Possibitities include having weak key and/or values, hash-consing, giving unique number to nodes or keeping them in sync with the disk, lazy evaluation and/or caching, etc.

module MakeCustom (Key : KEY) (NODE : NODE with type 'a key = Key.t and type ('key, 'map) value = ('key, 'map) snd) : MAP with type key = Key.t and type 'm t = 'm NODE.t

Create a Homogeneous Map with a custom NODE.

module MakeCustomHeterogeneous (Key : HETEROGENEOUS_KEY) (Value : VALUE) (NODE : NODE with type 'a key = 'a Key.t and type ('key, 'map) value = ('key, 'map) Value.t) : HETEROGENEOUS_MAP with type 'a key = 'a Key.t and type ('k, 'm) value = ('k, 'm) Value.t and type 'm t = 'm NODE.t

Create an Heterogeneous map with a custom NODE.

Some implementations of NODE

module SimpleNode (Key : sig ... end) (Value : VALUE) : NODE with type 'a key = 'a Key.t and type ('key, 'map) value = ('key, 'map) Value.t

This module is such that 'map t = 'map view.

module NodeWithId (Key : sig ... end) (Value : VALUE) : NODE_WITH_ID with type 'a key = 'a Key.t and type ('key, 'map) value = ('key, 'map) Value.t

Here, nodes also contain a unique id, e.g. so that they can be used as keys of maps or hashtables.

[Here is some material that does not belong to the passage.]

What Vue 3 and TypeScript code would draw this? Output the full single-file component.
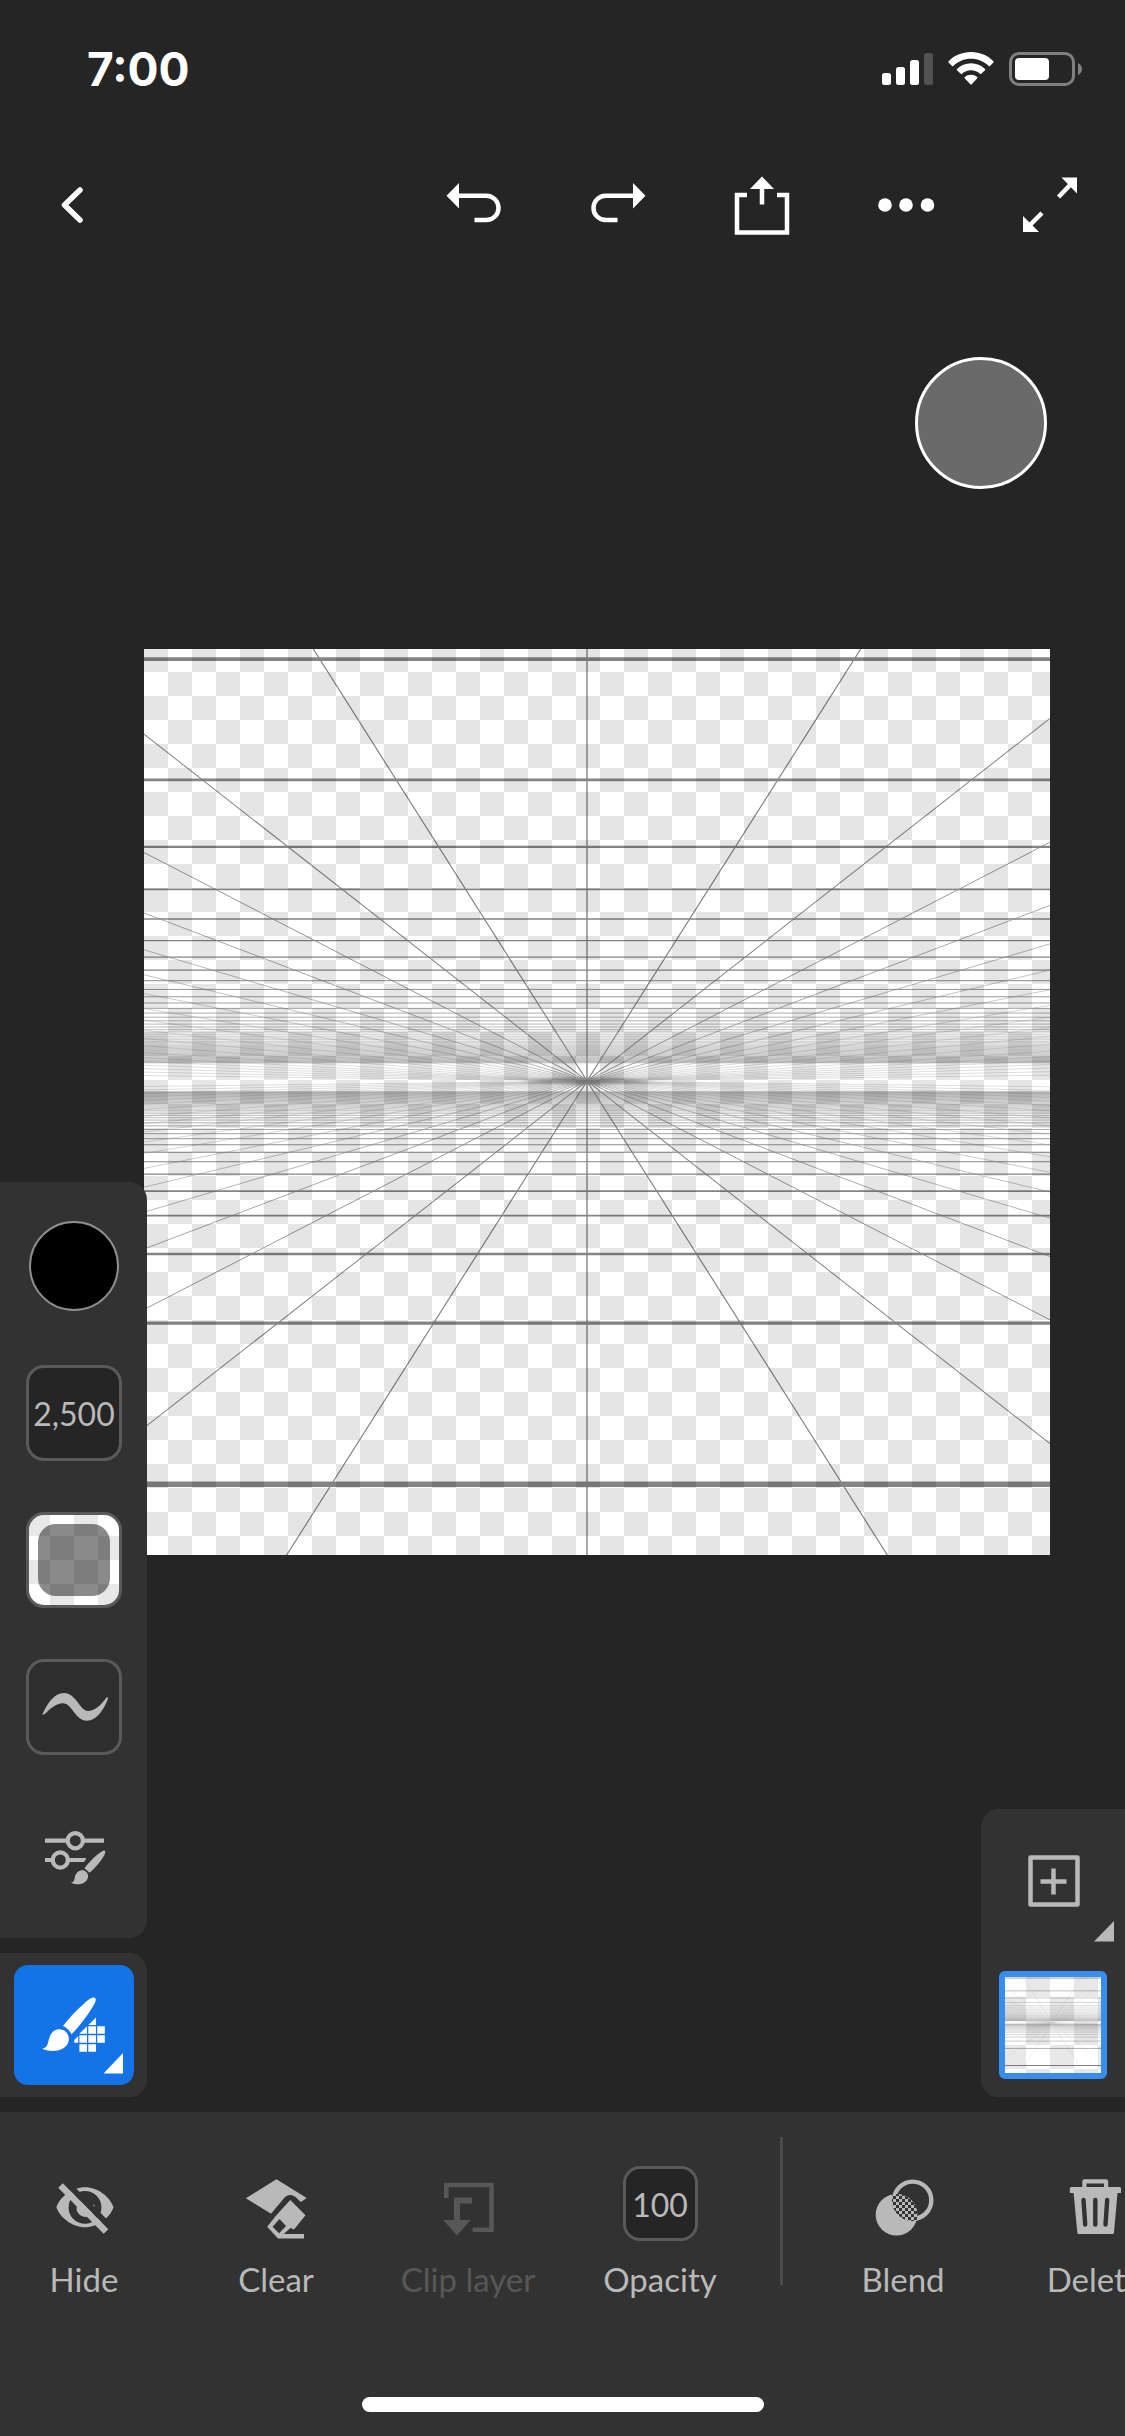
<script setup lang="ts">
interface GridLine {
  d: string
  width: number
}

const SIZE = 906
const VX = 443
const VY = 432

const horizontals: GridLine[] = []
for (let k = 0; k < 57; k++) {
  const up = 1 / (0.00237 + 0.00095 * k)
  const down = 1 / (0.00248 + 0.00165 * k)
  horizontals.push({ d: `M0 ${(VY - up).toFixed(2)}H${SIZE}`, width: 0.009 * up + 0.07 })
  horizontals.push({ d: `M0 ${(VY + down).toFixed(2)}H${SIZE}`, width: 0.0135 * down + 0.05 })
}

const slopes = [0.6335, 1.277, 1.939, 2.637, 3.377, 4.17, 5.07, 6.12, 7.26, 8.7, 10.4, 12.6, 15.6, 19, 23, 28, 36, 50, 80]
const rays: GridLine[] = slopes.flatMap((slope, i) => {
  const width = Math.max(0.28, 1.2 * Math.pow(0.84, i))
  return [-1, 1].map((side) => {
    const reach = side < 0 ? VX : SIZE - VX
    const dy = Math.min(reach / slope, 480)
    const x = VX + side * dy * slope
    return {
      d: `M${x.toFixed(1)} ${(VY - dy).toFixed(1)}L${VX} ${VY}L${x.toFixed(1)} ${(VY + dy).toFixed(1)}`,
      width,
    }
  })
})

const gridLines: GridLine[] = [...horizontals, ...rays, { d: `M${VX} 0V${SIZE}`, width: 1.4 }]
const thumbLines: GridLine[] = [...horizontals.map(({ d, width }) => ({ d, width: width * 1.8 })), ...rays]
</script>

<template>
  <div class="app">
    <div class="status">
      <time class="clock">7:00</time>
      <div class="indicators">
        <svg width="51" height="34" viewBox="0 0 51 34" aria-hidden="true">
          <rect x="0" y="21" width="9" height="12" rx="2.500" fill="#fff" />
          <rect x="14" y="15" width="9" height="18" rx="2.500" fill="#fff" />
          <rect x="28" y="8" width="9" height="25" rx="2.500" fill="#fff" />
          <rect x="42" y="1" width="9" height="32" rx="2.500" fill="#525252" />
        </svg>
        <svg width="46" height="34" viewBox="0 0 46 34" aria-hidden="true" fill="#fff">
          <path d="M23 0C14 0 6 3.500 .6 9.200Q0 10 .6 10.600L4 14Q4.600 14.500 5.300 14C10 9.500 16 6.800 23 6.800S36 9.500 40.700 14Q41.400 14.500 42 14L45.400 10.600Q46 10 45.400 9.200C40 3.500 32 0 23 0Z" />
          <path d="M23 11.300C17.500 11.300 12.700 13.400 9 16.900Q8.400 17.600 9 18.200L12.700 21.800Q13.300 22.400 14 21.800C16.400 19.500 19.500 18.200 23 18.200S29.600 19.500 32 21.800Q32.700 22.400 33.300 21.800L37 18.200Q37.600 17.600 37 16.900C33.300 13.400 28.500 11.300 23 11.300Z" />
          <path d="M23 22.800C20.600 22.800 18.500 23.600 16.800 25Q16.100 25.700 16.700 26.300L22.300 32.300Q23 33 23.700 32.300L29.300 26.300Q29.900 25.700 29.200 25C27.500 23.600 25.400 22.800 23 22.800Z" />
        </svg>
        <svg width="74" height="34" viewBox="0 0 74 34" aria-hidden="true">
          <rect x="1.500" y="1.500" width="63" height="31" rx="8.500" fill="none" stroke="#808080" stroke-width="3" />
          <rect x="6" y="6" width="34" height="22" rx="4" fill="#fff" />
          <path d="M69 11Q73 13 73 17T69 23Z" fill="#808080" />
        </svg>
      </div>
    </div>

    <header class="toolbar">
      <button class="tool" aria-label="Back">
        <svg viewBox="0 0 96 96"><path d="M56 33L40.500 48L56 63" fill="none" stroke="#fff" stroke-width="5.500" stroke-linecap="round" stroke-linejoin="round" /></svg>
      </button>
      <div class="actions">
        <button class="tool" aria-label="Undo">
          <svg viewBox="0 0 96 96">
            <path class="line" d="M31 38.700H60.300a12.200 12.200 0 0 1 0 24.400H48.500" />
            <path class="solid" d="M20.500 38.700L33 26V51.400Z" />
          </svg>
        </button>
        <button class="tool" aria-label="Redo">
          <svg viewBox="0 0 96 96">
            <path class="line" d="M65 38.700H35.700a12.200 12.200 0 0 0 0 24.400H47.500" />
            <path class="solid" d="M75.500 38.700L63 26V51.400Z" />
          </svg>
        </button>
        <button class="tool" aria-label="Share">
          <svg viewBox="0 0 96 96">
            <path class="line" d="M33 38H23V75.500H73V38H63M48 29V47.500" />
            <path class="solid" d="M48 19.500L60 32H36Z" />
          </svg>
        </button>
        <button class="tool" aria-label="More">
          <svg viewBox="0 0 96 96">
            <circle class="solid" cx="27" cy="48" r="6.800" />
            <circle class="solid" cx="48" cy="48" r="6.800" />
            <circle class="solid" cx="69.500" cy="48" r="6.800" />
          </svg>
        </button>
        <button class="tool" aria-label="Full screen">
          <svg viewBox="0 0 96 96">
            <path class="line" d="M56.500 40L69 27M40 56L27 69" />
            <path class="solid" d="M75 20.500V36.500L59.500 20.500ZM21 75V59L37 75Z" />
          </svg>
        </button>
      </div>
    </header>

    <main class="stage">
      <div class="artboard">
        <svg viewBox="0 0 906 906" role="img" aria-label="Perspective grid">
          <defs>
            <radialGradient id="core">
              <stop offset="0" stop-color="#000" />
              <stop offset="0.350" stop-color="#000" stop-opacity="0.700" />
              <stop offset="1" stop-color="#000" stop-opacity="0" />
            </radialGradient>
          </defs>
          <g opacity="0.480">
            <path v-for="(line, i) in gridLines" :key="i" :d="line.d" fill="none" stroke="#000" :stroke-width="line.width" />
            <ellipse :cx="VX" :cy="VY" rx="70" ry="5" fill="url(#core)" />
            <ellipse :cx="VX" :cy="VY" rx="26" ry="2.500" fill="url(#core)" />
          </g>
        </svg>
      </div>

      <button class="touch" aria-label="Touch shortcut"></button>

      <aside class="dock left">
        <div class="panel settings">
          <button class="slot color" aria-label="Color"></button>
          <button class="slot size" aria-label="Brush size">2,500</button>
          <button class="slot flow" aria-label="Flow"><span class="flow-fill"></span></button>
          <button class="slot smooth" aria-label="Smoothing">
            <svg width="90" height="90" viewBox="3 3 90 90">
              <path class="grey" d="M16.500 55C22 43 29 34 38 34C50 34 54 52 62 52C69 52 76 45 80.500 38.500C81.500 37.500 82.300 38.500 81.700 40.500C77 52 70 61.700 61 61.700C49 61.700 46 44.300 37 44.300C30 44.300 24 50 19 54.800C17.500 56 16 56.200 16.500 55Z" />
            </svg>
          </button>
          <button class="slot" aria-label="Brush settings">
            <svg width="96" height="96" viewBox="0 0 96 96">
              <path d="M19 34.700H41M57.500 34.700H78M19 54H26.500M42.500 54H60" stroke="#b9b9b9" stroke-width="4.200" fill="none" />
              <circle cx="49.300" cy="34.700" r="7.600" fill="none" stroke="#b9b9b9" stroke-width="4.200" />
              <circle cx="34.300" cy="54" r="7.600" fill="none" stroke="#b9b9b9" stroke-width="4.200" />
              <path d="M56 59L62 50L70 44L70 54Z" fill="#323232" />
              <path class="grey" d="M78.500 44.500C80.500 46 78 50 76 53C72.500 58 68 63 63.500 66.800L58.500 62.300C62 57.500 67 52 71.500 48.500C74 46.500 77 43.800 78.500 44.500Z" />
              <path class="grey" d="M57 64.300C60.500 65 62.500 68 62 71C61.500 75.500 57 78.300 52 78.300C49 78.300 46.500 77.500 45 76.500C48.500 76 48.300 73.500 49 70.500C50 66.500 53.500 64 57 64.300Z" />
            </svg>
          </button>
        </div>
        <div class="panel brush">
          <button class="active-brush" aria-label="Pixel brush">
            <svg viewBox="0 0 120 120" fill="#fff">
              <path d="M80.500 32.700C83.500 34 80.500 39 78 43C72.500 52 65 61.500 57.700 69.200C55.500 65.500 52.800 62.500 49 61C55.500 52.500 63 44.500 70.500 38.200C74 35 78 32 80.500 32.700Z" />
              <path d="M45.500 64.300C51.500 64.500 55.500 69.500 54.700 75.500C53.800 82.500 46.500 85.900 39 85.900C34 85.900 30 85 28.300 83.600C34 82.500 33.500 78.500 35.300 73C37 67.500 40.500 64.200 45.500 64.300Z" />
              <path d="M82 52.500V60H74.300ZM73 61.300V68.800H65.300ZM74.300 61.300H82V68.800H74.300ZM83.200 61.300H90.800V68.800H83.200ZM64.200 71V77.800H60.300V75ZM65.400 70.200H73V77.800H65.400ZM74.300 70.200H82V77.800H74.300ZM83.200 70.200H90.800V77.800H83.200ZM65.400 79.200H73V86.800H65.400ZM74.300 79.200H82V86.800H74.300Z" />
              <path d="M89.500 108.500L109 88V108.500Z" />
            </svg>
          </button>
        </div>
      </aside>

      <aside class="dock right">
        <div class="panel layers">
          <button class="add" aria-label="Add layer">
            <svg viewBox="0 0 144 144">
              <path d="M49.500 48.500H96.500V95.500H49.500ZM72.500 59.500V85.500M59.500 72.500H85.500" fill="none" stroke="#b9b9b9" stroke-width="4.500" stroke-linejoin="round" />
              <path class="grey" d="M113 132.500L133 112V132.500Z" />
            </svg>
          </button>
          <button class="layer" aria-label="Layer 1">
            <svg viewBox="0 0 906 906">
              <g opacity="0.480">
                <path v-for="(line, i) in thumbLines" :key="i" :d="line.d" fill="none" stroke="#000" :stroke-width="line.width" />
              </g>
            </svg>
          </button>
        </div>
      </aside>
    </main>

    <footer class="bottom">
      <nav class="commands" aria-label="Layer actions">
        <button class="command">
          <svg width="75" height="75" viewBox="0 0 75 75">
            <mask id="eye-mask">
              <rect width="75" height="75" fill="#fff" />
              <path d="M18 15.500L67 64.500" stroke="#000" stroke-width="6" />
            </mask>
            <g mask="url(#eye-mask)">
              <path class="grey" fill-rule="evenodd" d="M9.400 41.300C13 31 25 21.300 38 21.300S63 31 66.500 41.300C63 51.500 51 61.300 38 61.300S13 51.500 9.400 41.300ZM38 25A16.400 16.400 0 1 0 38 57.800A16.400 16.400 0 1 0 38 25Z" />
              <path class="grey" d="M38 32.500Q36 39 41.500 40.500Q46 41 47 38A9.200 9.200 0 1 1 38 32.500Z" />
            </g>
            <path d="M13.500 19.500L59 65.500" stroke="#b9b9b9" stroke-width="6.500" />
          </svg>
          <span>Hide</span>
        </button>
        <button class="command">
          <svg width="75" height="75" viewBox="0 0 75 75">
            <path class="grey" d="M37.400 13.300L67.700 32L61.900 36L56.500 31Q51.200 27 46 31L32 47.700L6.800 32.300Z" />
            <path class="grey" fill-rule="evenodd" d="M51.200 34L66.500 49.300L55 63.500L51.500 62L44.700 68H65V72.400H39L28.200 60.700L36.700 50ZM40.500 53L33.600 60.700L40.100 67.300L47 60Z" />
          </svg>
          <span>Clear</span>
        </button>
        <button class="command" disabled>
          <svg width="75" height="75" viewBox="0 0 75 75">
            <path d="M15.300 32V19H60.500V63.800H41.500" fill="none" stroke="#575757" stroke-width="4.600" />
            <path d="M41 34.500H26V55" fill="none" stroke="#575757" stroke-width="6" />
            <path d="M12.300 54H39.500L26 69.500Z" fill="#575757" />
          </svg>
          <span>Clip layer</span>
        </button>
        <button class="command">
          <span class="value">100</span>
          <span>Opacity</span>
        </button>
        <div class="divider"></div>
        <button class="command">
          <svg width="75" height="75" viewBox="0 0 75 75">
            <defs>
              <pattern id="dots" width="6" height="6" patternUnits="userSpaceOnUse">
                <rect width="6" height="6" fill="#323232" />
                <path d="M0 0H3V3H0ZM3 3H6V6H3Z" fill="#b9b9b9" />
              </pattern>
              <clipPath id="fill-clip"><circle cx="30.500" cy="48.800" r="20.800" /></clipPath>
            </defs>
            <circle cx="46.700" cy="34.200" r="18.600" fill="none" stroke="#b9b9b9" stroke-width="4.400" />
            <circle class="grey" cx="30.500" cy="48.800" r="20.800" />
            <circle cx="46.700" cy="34.200" r="20.800" fill="url(#dots)" clip-path="url(#fill-clip)" />
          </svg>
          <span>Blend</span>
        </button>
        <button class="command">
          <svg width="75" height="75" viewBox="0 0 75 75">
            <path class="grey" fill-rule="evenodd" d="M26.500 13.300H48Q50.200 13.300 50.200 15.500V21H61.500Q63 21 63 22.500V27H59.500L56 66.500Q55.800 68 54.500 68H20.700Q19.500 68 19.300 66.500L15.600 27H11.800V22.500Q11.800 21 13.500 21H24.300V15.500Q24.300 13.300 26.500 13.300ZM28.500 17.500V21H46V17.500Z" />
            <path d="M25.500 34L27.200 58.500M37.300 34V58.500M49.200 34L47.500 58.500" stroke="#323232" stroke-width="4.400" stroke-linecap="round" />
          </svg>
          <span>Delete</span>
        </button>
      </nav>
      <div class="home"></div>
    </footer>
  </div>
</template>

<style>
body {
  background: #252525;
}
</style>

<style scoped>
.app {
  display: flex;
  flex-direction: column;
  min-height: 100vh;
  background: #252525;
  color: #b9b9b9;
  font-family: Lato, "Noto Sans", sans-serif;
  overflow: hidden;
}

button {
  box-sizing: border-box;
  margin: 0;
  padding: 0;
  border: 0;
  background: none;
  color: inherit;
  font: inherit;
}

svg {
  display: block;
  flex: none;
}

.status {
  display: flex;
  justify-content: space-between;
  box-sizing: border-box;
  height: 141px;
  padding: 44px 42px 0 87px;
}

.clock {
  color: #fff;
  font: 700 46px/50px Inter, sans-serif;
}

.indicators {
  display: flex;
  gap: 15px;
  margin-top: 8px;
}

.toolbar {
  display: flex;
  align-items: center;
  justify-content: space-between;
  height: 128px;
  padding: 0 27px 0 24px;
}

.actions {
  display: flex;
  gap: 48px;
}

.tool {
  width: 96px;
  height: 96px;
}

.line {
  fill: none;
  stroke: #fff;
  stroke-width: 4.5px;
}

.solid {
  fill: #fff;
}

.grey {
  fill: #b9b9b9;
}

.stage {
  position: relative;
  flex: 1;
  padding: 380px 75px 15px 144px;
}

.artboard {
  aspect-ratio: 1;
  overflow: hidden;
  background: repeating-conic-gradient(#fff 0 25%, #e5e5e5 0 50%) 0 -1px / 48px 48px;
}

.touch {
  position: absolute;
  top: 88px;
  right: 78px;
  width: 132px;
  height: 132px;
  border: 3px solid #fff;
  border-radius: 50%;
  background: #6a6a6a;
}

.dock {
  position: absolute;
  bottom: 15px;
  display: flex;
  flex-direction: column;
  gap: 15px;
}

.left {
  left: 0;
}

.right {
  right: 0;
}

.panel {
  display: flex;
  flex-direction: column;
  background: #323232;
}

.left .panel {
  border-radius: 0 18px 18px 0;
}

.settings {
  gap: 51px;
  padding: 36px 25px 36px 26px;
}

.slot {
  display: flex;
  align-items: center;
  justify-content: center;
  width: 96px;
  height: 96px;
}

.color {
  width: 90px;
  height: 90px;
  margin: 3px;
  border: 2px solid #8e8e8e;
  border-radius: 50%;
  background: #000;
}

.size,
.flow,
.smooth {
  border: 3px solid #5a5a5a;
  border-radius: 18px;
}

.size {
  background: #252525;
  font-size: 32px;
}

.flow {
  background: repeating-conic-gradient(#fff 0 25%, #e8e8e8 0 50%) -3px -3px / 48px 48px;
}

.flow-fill {
  width: 72px;
  height: 72px;
  border-radius: 18px;
  background: rgba(0, 0, 0, 0.46);
}

.smooth {
  background: #2e2e2e;
}

.brush {
  padding: 12px 13px 12px 14px;
}

.active-brush {
  width: 120px;
  height: 120px;
  border-radius: 14px;
  background: #1473e6;
}

.layers {
  align-items: center;
  gap: 18px;
  padding-bottom: 18px;
  border-radius: 18px 0 0 18px;
}

.add {
  width: 144px;
  height: 144px;
}

.layer {
  width: 108px;
  height: 108px;
  border: 6px solid #378ef0;
  border-radius: 6px;
  background: repeating-conic-gradient(#e8e8e8 0 25%, #fff 0 50%) -3px -4px / 48px 48px;
}

.bottom {
  display: flex;
  flex-direction: column;
  align-items: center;
  justify-content: space-between;
  box-sizing: border-box;
  height: 324px;
  padding: 25px 0 24px;
  background: #323232;
}

.commands {
  display: flex;
  gap: 24px;
  width: 100%;
  overflow: hidden;
}

.command {
  display: flex;
  flex: none;
  flex-direction: column;
  align-items: center;
  gap: 18px;
  width: 168px;
  padding-top: 29px;
  font-size: 33px;
  line-height: 40px;
}

.command:disabled {
  color: #575757;
}

.value {
  box-sizing: border-box;
  width: 75px;
  height: 75px;
  border: 3px solid #5a5a5a;
  border-radius: 17px;
  background: #252525;
  font-size: 32px;
  line-height: 72px;
}

.divider {
  flex: none;
  width: 3px;
  height: 148px;
  margin: 0 12px;
  background: #4b4b4b;
}

.home {
  width: 402px;
  height: 15px;
  border-radius: 8px;
  background: #fff;
}
</style>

module SetNode (Key : sig ... end) : NODE with type 'a key = 'a Key.t and type ('key, 'map) value = unit

An optimized representation for sets, i.e. maps to unit: we do not store a reference to unit (note that you can further optimize when you know the representation of the key).

module WeakNode (Key : sig ... end) (Value : VALUE) : NODE with type 'a key = 'a Key.t and type ('key, 'map) value = ('key, 'map) Value.t

NODE used to implement weak key hashes (the key-binding pair is an Ephemeron, the reference to the key is weak, and if the key is garbage collected, the binding disappears from the map

module WeakSetNode (Key : sig ... end) : NODE with type 'a key = 'a Key.t and type ('key, 'map) value = unit

Both a WeakNode and a SetNode, useful to implement Weak sets.